Judo therapy - traditional treatment

Toyooka Seikotsu-in is located on the second floor of a small bulding in a side alley of Meidai-mae station. On the ground floor there are a cheap izakaya and a ramen shop.

Sample skeleton is a necessary interior decoration for Judo therapist. License hung high on the wall guarantees the quality of this clinic.

Mustle illustration is also a must as decoration.

Near the end of last year, when I complained about my backache to my old friend, he recommended me to go to an osteopath. Japan has a special tradition of osteopathy and we call osteopaths "hone-tsugi" (bone setter) in colloquial Japanese. They have to acquire a state license and their treatment is covered by public health insurance, because it is understood to be proper medical treatment.

It is interesting to know that "hone-tsugi" is officially called as "judo therapist" or "judo therapy clinic". Judo is a representative Japanese marshal art and now an Olympic event. Therefore judo is generally known as sport and many people might suspect why judo has to do with osteopathy or medical treatment.

Judo or jujutsu was originally a comprehensive combat technique. Therefore it is quite natural that judo included both techniques to defeat enemies and to cure the wounded. It was also necessary to cure injury which occurred during training. Thus old masters of judo or jujutsu were also good osteopaths. After Kanou Jigoro (1860-1938) elaborated judo from jujutsu and established Kodokan in the Meiji period (1868-1912), judo masters appealed to the government to officially permit them to do judo therapy so that they could earn their living. The government accepted their request and started to issue judo therapist license in 1920.

According to the latest legislation, judo therapists must study more than three years at a school recognized by the government and obtain the knowledge and technical skill necessary to be a judo-therapist, including knowledge of anatomy, physiology, pathology and hygiene. The equivalent western technique for judo-therapy can be chiropraxis, but judo-therapy is essentially based on the concept of Japanese and Oriental medicine.

I am always treated on this bed.

"Hone-tsugi" clinics nowadays prefer to call them "seikotsu-in" (bone setting clinic). Of course, in addition to "seikotsu" there are various traditional treatment methods in Japan, such as seitai (osteopathy), shinkyu (acupuncture and moxibustion), shiatsu (finger-pressure therapy) and anma (masseuse). Seitai is similar to seikotsu and many Japanese people mix up these two. I cannot tell the difference well, but at least seitai is not stately recognized. Seikotsu therapy is said to be based not only on traditional Japanese medicine but also European medical theory. There is also a rough division of labor between seikotsu and seitai; while seikotsu handles in particular physical injuries of bones, muscles and tendons, seitai concentrates more on the imbalance in the body including internal problems.

The nearest competitor has an acupuncture division.

After I started to receive seikotsu treatment, I came to notice that there are many signboards of seikotsu-in. Roughly speaking are there 3 or 4 judo therapy clinics near every railway station. This indicates that many Japanese people are suffering from chronic pains and they cannot cure them with Western medicine.

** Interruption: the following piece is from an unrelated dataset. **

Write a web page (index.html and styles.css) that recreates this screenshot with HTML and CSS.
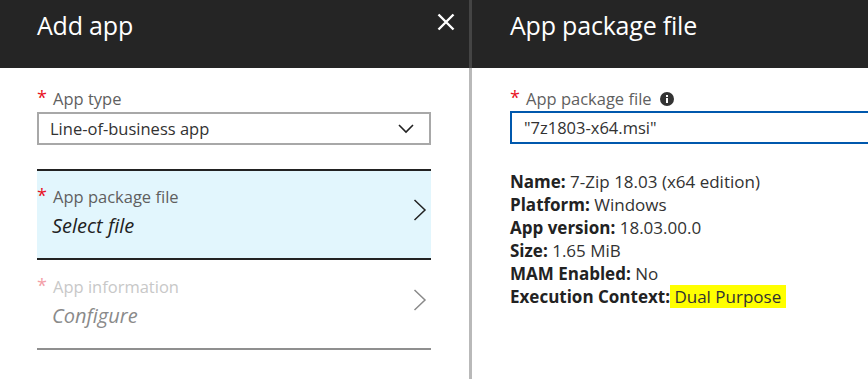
FILE: index.html
```html
<!DOCTYPE html>
<html>
<head>
<meta charset="utf-8">
<link rel="stylesheet" href="styles.css">
</head>
<body>
<div class="blades">
  <section class="blade blade-left">
    <header class="blade-header">
      <h1 class="blade-title">Add app</h1>
      <button class="close" aria-label="Close">
        <svg width="18" height="18" viewBox="0 0 18 18"><path d="M1.5 1.5 L16.5 16.5 M16.5 1.5 L1.5 16.5" stroke="#fff" stroke-width="2.4" fill="none"/></svg>
      </button>
    </header>
    <div class="blade-content">
      <div class="field">
        <div class="label"><span class="req">*</span>App type</div>
        <div class="select">
          <span>Line-of-business app</span>
          <svg class="caret" width="16" height="10" viewBox="0 0 16 10"><path d="M1 1 L8 8 L15 1" stroke="#222" stroke-width="1.6" fill="none"/></svg>
        </div>
      </div>
      <div class="step step-active">
        <div class="step-text">
          <div class="label"><span class="req">*</span>App package file</div>
          <div class="step-value">Select file</div>
        </div>
        <svg class="chev" width="14" height="22" viewBox="0 0 14 22"><path d="M1.5 1 L12 11 L1.5 21" stroke="#222" stroke-width="1.5" fill="none"/></svg>
      </div>
      <div class="step step-disabled">
        <div class="step-text">
          <div class="label"><span class="req">*</span>App information</div>
          <div class="step-value">Configure</div>
        </div>
        <svg class="chev" width="14" height="22" viewBox="0 0 14 22"><path d="M1.5 1 L12 11 L1.5 21" stroke="#8a8a8a" stroke-width="1.5" fill="none"/></svg>
      </div>
    </div>
  </section>
  <div class="splitter"></div>
  <section class="blade blade-right">
    <header class="blade-header">
      <h1 class="blade-title">App package file</h1>
    </header>
    <div class="blade-content right-content">
      <div class="field">
        <div class="label"><span class="req">*</span>App package file
          <svg class="info" width="14" height="14" viewBox="0 0 14 14"><circle cx="7" cy="7" r="7" fill="#333"/><rect x="6" y="6" width="2" height="5" fill="#fff"/><rect x="6" y="3" width="2" height="2" fill="#fff"/></svg>
        </div>
        <div class="input">"7z1803-x64.msi"</div>
      </div>
      <div class="details">
        <div class="row"><b>Name:</b> 7-Zip 18.03 (x64 edition)</div>
        <div class="row"><b>Platform:</b> Windows</div>
        <div class="row"><b>App version:</b> 18.03.00.0</div>
        <div class="row"><b>Size:</b> 1.65 MiB</div>
        <div class="row"><b>MAM Enabled:</b> No</div>
        <div class="row"><b>Execution Context:</b><span class="hl"> Dual Purpose</span></div>
      </div>
    </div>
  </section>
</div>
</body>
</html>
```

FILE: styles.css
```css
* { box-sizing: border-box; }
html, body { margin: 0; padding: 0; }
body {
  font-family: "Open Sans", "Noto Sans", sans-serif;
  background: #fff;
  color: #323232;
  overflow: hidden;
}
.blades {
  display: flex;
  width: 868px;
  height: 379px;
}
.blade { display: flex; flex-direction: column; }
.blade-left { width: 469px; flex: none; }
.blade-right { flex: 1; min-width: 0; overflow: hidden; }
.splitter {
  width: 3px;
  flex: none;
  background: linear-gradient(#444 0, #444 68px, #b9b9b9 68px);
}
.blade-header {
  height: 68px;
  background: #252525;
  display: flex;
  align-items: flex-start;
  justify-content: space-between;
  padding: 7px 14px 0 37px;
}
.blade-right .blade-header { padding-left: 38px; }
.blade-title {
  margin: 0;
  font-weight: 400;
  font-size: 25px;
  line-height: 36px;
  color: #fff;
  letter-spacing: -0.2px;
}
.close {
  background: none;
  border: 0;
  padding: 0;
  margin-top: 6px;
  width: 18px;
  height: 18px;
  display: flex;
}
.blade-content {
  padding: 21px 38px 0 37px;
  display: flex;
  flex-direction: column;
}
.label {
  position: relative;
  font-size: 16.5px;
  line-height: 20px;
  color: #5f5f5f;
  padding-left: 16px;
  display: flex;
  align-items: center;
  white-space: nowrap;
}
.req {
  position: absolute;
  left: 0;
  top: -1px;
  color: #e81123;
  font-size: 18px;
  line-height: 18px;
}
.select {
  margin-top: 3px;
  height: 33px;
  border: 2px solid #a8a8a8;
  display: flex;
  align-items: center;
  justify-content: space-between;
  padding: 0 15px 0 11px;
  font-size: 16.5px;
  color: #323232;
}
.step {
  display: flex;
  align-items: flex-start;
  justify-content: space-between;
  height: 89px;
  padding: 0 4px 0 0;
}
.step-active {
  margin-top: 24px;
  height: 91px;
  background: #e2f6fd;
  border-top: 2px solid #222;
  border-bottom: 2px solid #222;
}
.step-disabled {
  height: 90px;
  border-bottom: 2px solid #8f8f8f;
}
.step-text { padding-top: 16px; }
.step-disabled .step-text { padding-top: 17px; }
.step-value {
  margin-top: 4px;
  padding-left: 15px;
  font-style: italic;
  font-size: 20px;
  line-height: 30px;
  color: #222;
}
.chev { margin-top: 28px; }
.step-disabled .chev { margin-top: 29px; }
.step-disabled .label { color: #c8c8c8; }
.step-disabled .req { color: #f3a0a7; }
.step-disabled .step-value { color: #8a8a8a; }
.right-content { padding-left: 38px; padding-right: 0; }
.info { margin-left: 8px; flex: none; }
.input {
  margin-top: 2px;
  width: 420px;
  height: 33px;
  border: 2px solid #0058ad;
  padding: 0 12px;
  font-size: 16.5px;
  line-height: 29px;
  color: #323232;
  white-space: nowrap;
}
.details {
  margin-top: 26px;
  font-size: 17px;
  line-height: 23px;
  color: #323232;
}
.row { white-space: pre; }
.row b { font-weight: 700; color: #222; }
.hl { background: #ffff00; padding-right: 5px; }
```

Toyooka-sensei is a friendly therapist, but skillful in handling chronic body pain.
In fact, when I discovered a pain in my left hip joint a few years ago, I visited one of the best hospitals in Tokyo. After going through medical check-up, including X-ray and CT, I had an interview with a doctor. He indifferently told me that my left hip joint was worn out and could not be restored any more. It would be only worse and worse in the future, but he could not tell how fast the worsening might take place or how to delay the advancement of symptom. I should come back to him when I could not endure the pain any more. Then, he might give me painkiller or he could check whether it were ripe for operation and implantation of an artificial joint.

I got extremely irritated by this statement and tried to strengthen the muscles around my left hip joint by myself. It succeeded. But, the treatment and advice of the seikotsu therapist were very effective. In addition to the bi-weekly treatment, he gives me guidance for muscle training which I do two or three times a week. Now I do not feel disturbance in my hip joint and I am also happy to have been able to decrease my weight by 5 kg in half a year.